Liu Shiyu, head of the CSRC, said in March that the reform would take time. Meanwhile, many US-listed China companies are getting anxious.
“Everyone thought China was going to welcome these companies with open arms, but there are a lot of structural issues these companies have to work out,” says Feldman.
Crucially, alongside all the structural issues with China’s stock markets, is the CSRC’s apparent change of heart.
According to Howie, whilst once the regulator was “encouraging these companies coming home to help capital markets,” now “the regulatory environment in China has got substantially worse, to the extent that the regulator may ban [these] reverse takeovers. They’re concerned about domestic investors in China due to companies that are not doing that well in the US being dumped on Asian markets. This is a regulator that’s paranoid about small investors being on the street. It’s trying to regulate the market and trying to ensure people don’t lose money.”
The fear is that local investors will be in line for losing money if these companies return home on sky-high valuations which then subsequently fall when the market corrects.
The mooted strategic emerging industries board also now seems to be on the backburner, with mention of the new board not included in the government’s 13th Five Year Plan, released in March.

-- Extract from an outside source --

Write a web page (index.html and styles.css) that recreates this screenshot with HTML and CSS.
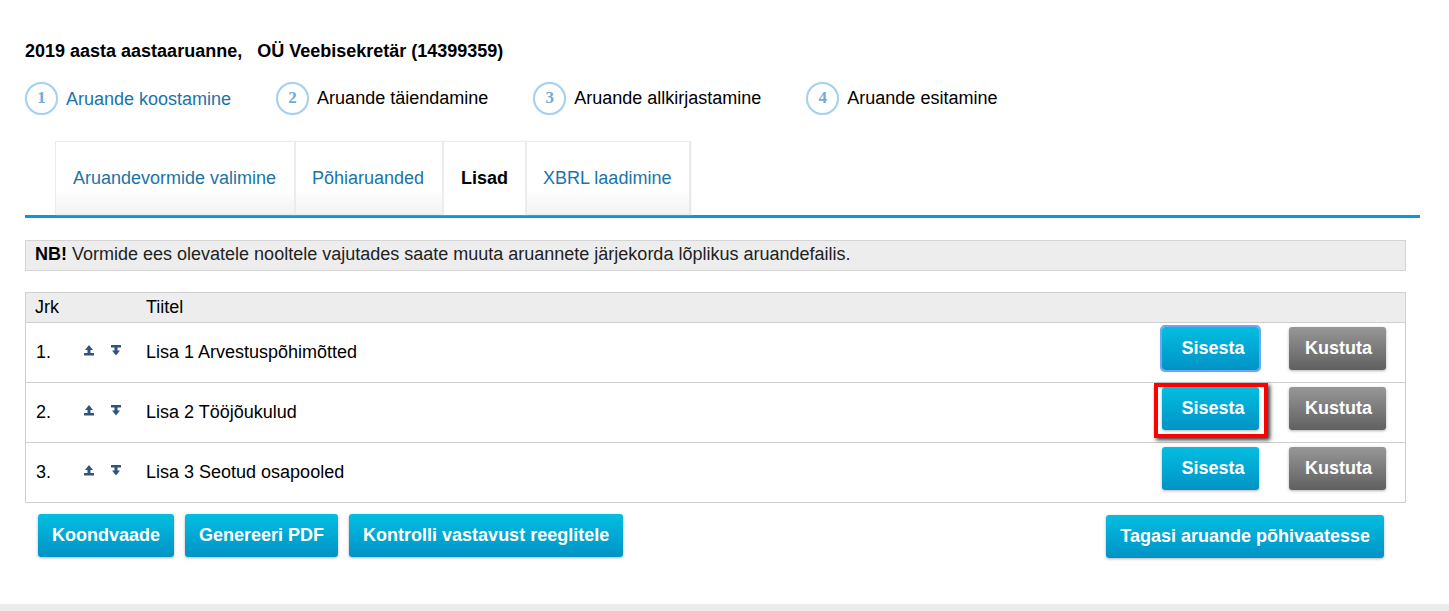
FILE: index.html
```html
<!DOCTYPE html>
<html lang="et">
<head>
<meta charset="utf-8">
<title>Aruande lisad</title>
<link rel="stylesheet" href="styles.css">
</head>
<body>
<main class="page">
  <h1 class="title">2019 aasta aastaaruanne, &nbsp; OÜ Veebisekretär (14399359)</h1>
  <ol class="steps">
    <li class="step step-link"><span class="num">1</span><span class="label label-low">Aruande koostamine</span></li>
    <li class="step"><span class="num">2</span><span class="label">Aruande täiendamine</span></li>
    <li class="step"><span class="num">3</span><span class="label">Aruande allkirjastamine</span></li>
    <li class="step"><span class="num">4</span><span class="label">Aruande esitamine</span></li>
  </ol>
  <nav class="tabs">
    <a class="tab t1">Aruandevormide valimine</a>
    <a class="tab t2">Põhiaruanded</a>
    <a class="tab active t3">Lisad</a>
    <a class="tab t4">XBRL laadimine</a>
  </nav>
  <p class="notice"><b>NB!</b> Vormide ees olevatele nooltele vajutades saate muuta aruannete järjekorda lõplikus aruandefailis.</p>
  <div class="table">
    <div class="row head"><span class="c-nr c-jrk">Jrk</span><span class="c-arrows"></span><span class="c-title">Tiitel</span></div>
    <div class="row">
      <span class="c-nr">1.</span>
      <span class="c-arrows">
        <svg class="arrow" viewBox="0 0 10 11"><path d="M5 0 9 5H1ZM3.500 5h3v3h-3ZM0 8h10v2.500H0Z"/></svg>
        <svg class="arrow" viewBox="0 0 10 11"><path d="M0 0h10v2.500H0ZM3.500 2.500h3v3h-3ZM1 5.500h8L5 10.500Z"/></svg>
      </span>
      <span class="c-title">Lisa 1 Arvestuspõhimõtted</span>
      <span class="c-actions"><a class="btn blue insert focus">Sisesta</a><a class="btn gray">Kustuta</a></span>
    </div>
    <div class="row">
      <span class="c-nr">2.</span>
      <span class="c-arrows">
        <svg class="arrow" viewBox="0 0 10 11"><path d="M5 0 9 5H1ZM3.500 5h3v3h-3ZM0 8h10v2.500H0Z"/></svg>
        <svg class="arrow" viewBox="0 0 10 11"><path d="M0 0h10v2.500H0ZM3.500 2.500h3v3h-3ZM1 5.500h8L5 10.500Z"/></svg>
      </span>
      <span class="c-title">Lisa 2 Tööjõukulud</span>
      <span class="c-actions"><a class="btn blue insert marked">Sisesta</a><a class="btn gray">Kustuta</a></span>
    </div>
    <div class="row">
      <span class="c-nr">3.</span>
      <span class="c-arrows">
        <svg class="arrow" viewBox="0 0 10 11"><path d="M5 0 9 5H1ZM3.500 5h3v3h-3ZM0 8h10v2.500H0Z"/></svg>
        <svg class="arrow" viewBox="0 0 10 11"><path d="M0 0h10v2.500H0ZM3.500 2.500h3v3h-3ZM1 5.500h8L5 10.500Z"/></svg>
      </span>
      <span class="c-title">Lisa 3 Seotud osapooled</span>
      <span class="c-actions"><a class="btn blue insert">Sisesta</a><a class="btn gray">Kustuta</a></span>
    </div>
  </div>
  <div class="actions">
    <a class="btn blue wide">Koondvaade</a>
    <a class="btn blue wide">Genereeri PDF</a>
    <a class="btn blue wide">Kontrolli vastavust reeglitele</a>
    <a class="btn blue wide back">Tagasi aruande põhivaatesse</a>
  </div>
</main>
<footer class="footer"></footer>
</body>
</html>
```
FILE: styles.css
```css
* { box-sizing: border-box; }
html, body { margin: 0; height: 611px; overflow: hidden; }
body {
  background: #fff;
  color: #000;
  font-family: "Liberation Sans", Arial, sans-serif;
  font-size: 18px;
  display: flex;
  flex-direction: column;
}
.page { height: 604px; padding: 41px 29px 0 25px; }
.title { margin: 0; font-size: 18px; line-height: 20px; font-weight: bold; }
.steps { list-style: none; margin: 20px 0 0; padding: 0; display: flex; height: 34px; }
.step { display: flex; align-items: center; margin-right: 45px; }
.num {
  width: 33px; height: 33px; flex: none;
  border: 2px solid #a3d0f0;
  border-radius: 50%;
  box-shadow: 0 0 1px #c5e2f6;
  color: #72a9d6;
  font-weight: bold; font-size: 17px;
  display: flex; align-items: center; justify-content: center;
  font-family: "Liberation Serif", serif;
  margin-right: 8px;
}
.label { font-size: 18px; line-height: 20px; }
.label-low { position: relative; top: 1px; }
.step-link .label { color: #1a74a8; }
.tabs {
  display: flex;
  margin-top: 26px;
  padding-left: 30px;
  height: 77px;
  border-bottom: 3px solid #0a98db;
}
.tab {
  height: 74px;
  padding: 0 17px;
  display: flex; align-items: center;
  font-size: 18px;
  color: #1a74a8;
  border: 1px solid #ececec;
  background: linear-gradient(to bottom, #fff 0, #fff 66%, #f3f3f3 100%);
  box-shadow: 1px 0 1px #e6e6e6;
}
.t1 { width: 240px; }
.t2 { width: 148px; padding-left: 16px; }
.t3 { width: 83px; justify-content: center; padding: 0; }
.t4 { width: 164px; padding-left: 16px; }
.tab.active { background: #fff; color: #000; font-weight: bold; border-bottom: 0; }
.notice {
  margin: 22px 14px 0 0;
  height: 31px;
  background: #ededed;
  border: 1px solid #d4d4d4;
  padding: 0 9px;
  line-height: 27px;
  font-size: 18px;
  color: #222;
}
.notice b { color: #000; }
.table {
  margin: 21px 14px 0 0;
  border: 1px solid #cfcfcf;
  border-bottom: 0;
}
.row {
  height: 60px;
  display: flex;
  align-items: center;
  border-bottom: 1px solid #cfcfcf;
  padding-left: 10px;
  font-size: 18px;
  position: relative;
}
.row.head { height: 30px; background: #ededed; }
.c-nr { width: 45px; flex: none; }
.c-jrk { margin-left: -1px; margin-right: 1px; }
.c-arrows { width: 65px; flex: none; display: flex; gap: 17px; padding-left: 3px; padding-bottom: 4px; }
.arrow { width: 10px; height: 11px; fill: #2d5480; }
.c-title { flex: 1; }
.c-actions { display: flex; gap: 30px; padding-right: 19px; padding-bottom: 9px; }
.btn {
  display: flex; align-items: center; justify-content: center;
  height: 43px;
  border-radius: 3px;
  color: #fff;
  font-weight: bold;
  font-size: 18px;
  box-shadow: 0 1px 3px rgba(0, 0, 0, .3);
  width: 97px;
  position: relative;
}
.blue { background: linear-gradient(to bottom, #03bee0 0, #0093c6 100%); }
.gray { background: linear-gradient(to bottom, #979797 0, #606060 100%); padding-left: 2px; }
.insert { padding-left: 5px; }
.focus { outline: 2px solid #6da6f5; }
.marked::after {
  content: "";
  position: absolute;
  left: -8px; top: -4px; right: -9px; bottom: -8px;
  border: 4px solid #f00;
  box-shadow: 2px 2px 4px rgba(0, 0, 0, .8);
}
.actions { display: flex; gap: 11px; margin: 11px 36px 0 13px; }
.actions .btn { width: auto; }
.wide { padding: 0 14px; }
.back { margin-left: auto; top: 1px; }
.footer { height: 7px; background: #ececec; }
```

More broadly, Chitkara believes some of the companies may be reconsidering their decision to delist. “The initial reasons for listing in the US—publicity, marketing value, liquid markets and better valuations if you can deliver on growth promises and flexibility in corporate governance structure such as multi-voting stocks—are still valid.”
One possible bellwether was a decision by an investor group including the founder of smartphone maker Xiaomi, Lei Jun, in May to pull out of a $2.5 billion deal to take private the Nasdaq-listed Chinese karaoke company YY.
Just how many Chinese companies return home from US exchanges is unknown at this point.
“They may find China is not the rosy market they expected,” says Feldman.